Morgan and Taylor make an interesting point: Ms. Camp’s book re-imagines slave life from the women’s perspective, a viewpoint that makes for an interesting point of view. I have read a lot on slavery through my school years and the background of Ms. Camp’s book I have read before, but her use of personal narratives after emancipation brought the plight of slave men and women into a new light. Such narratives allowed her book to feel more grounded and personal than other slave oriented books. As such, she presented female slaves at times as the foundation of the home and family; yet, at other times they were abused the same or worse than their male counterparts. They were rarely allowed to leave the plantation because it was felt they had no official reason to go except under special circumstances, i.e., visiting their husband on a neighboring plantation.
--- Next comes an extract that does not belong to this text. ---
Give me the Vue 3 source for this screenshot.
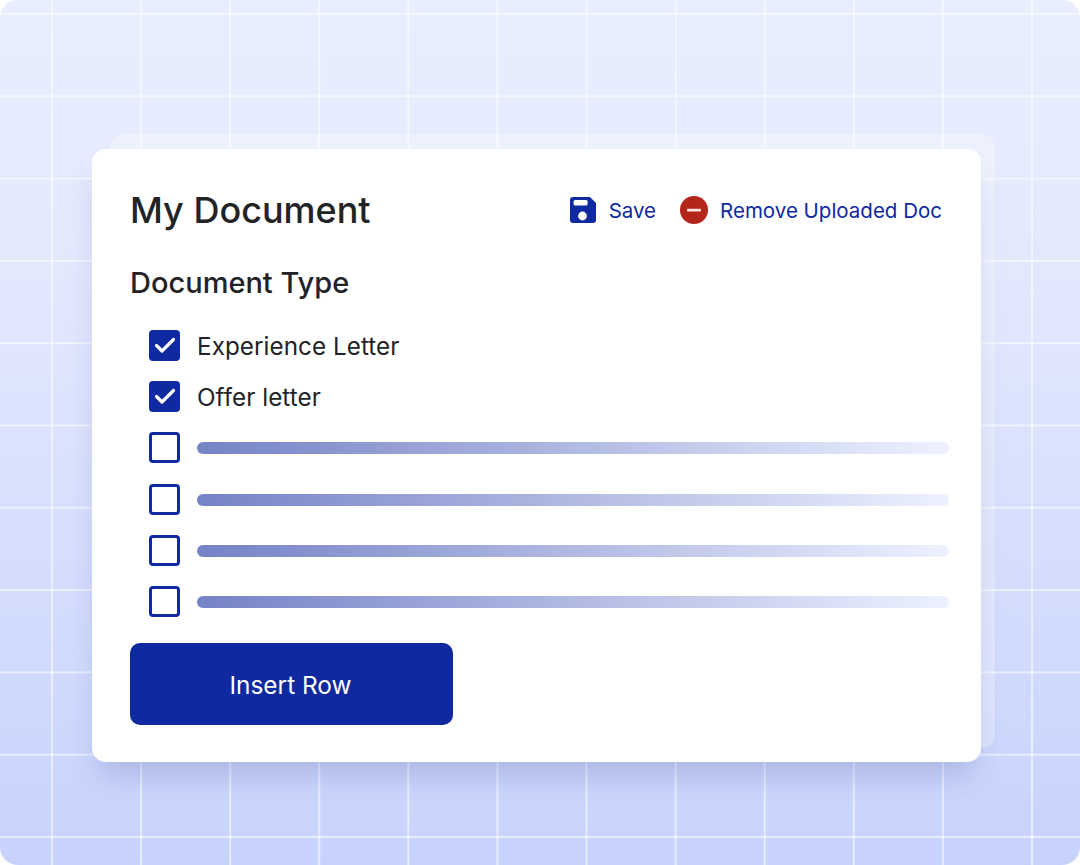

As stated above, plantation female slaves worked under horrendous conditions and endured abuse from not only their male and female owners, but also the overseers, the drivers, and at times their own male counterparts.
These laws, limitations and abuses bound the slaves to the land, and this bondage was carried forward after the Civil War and emancipation in the form of Southern sharecropping and the Jim Crow laws of segregation. (pg.140) Only recently have these laws and practices of visible and invisible bondage been abolished.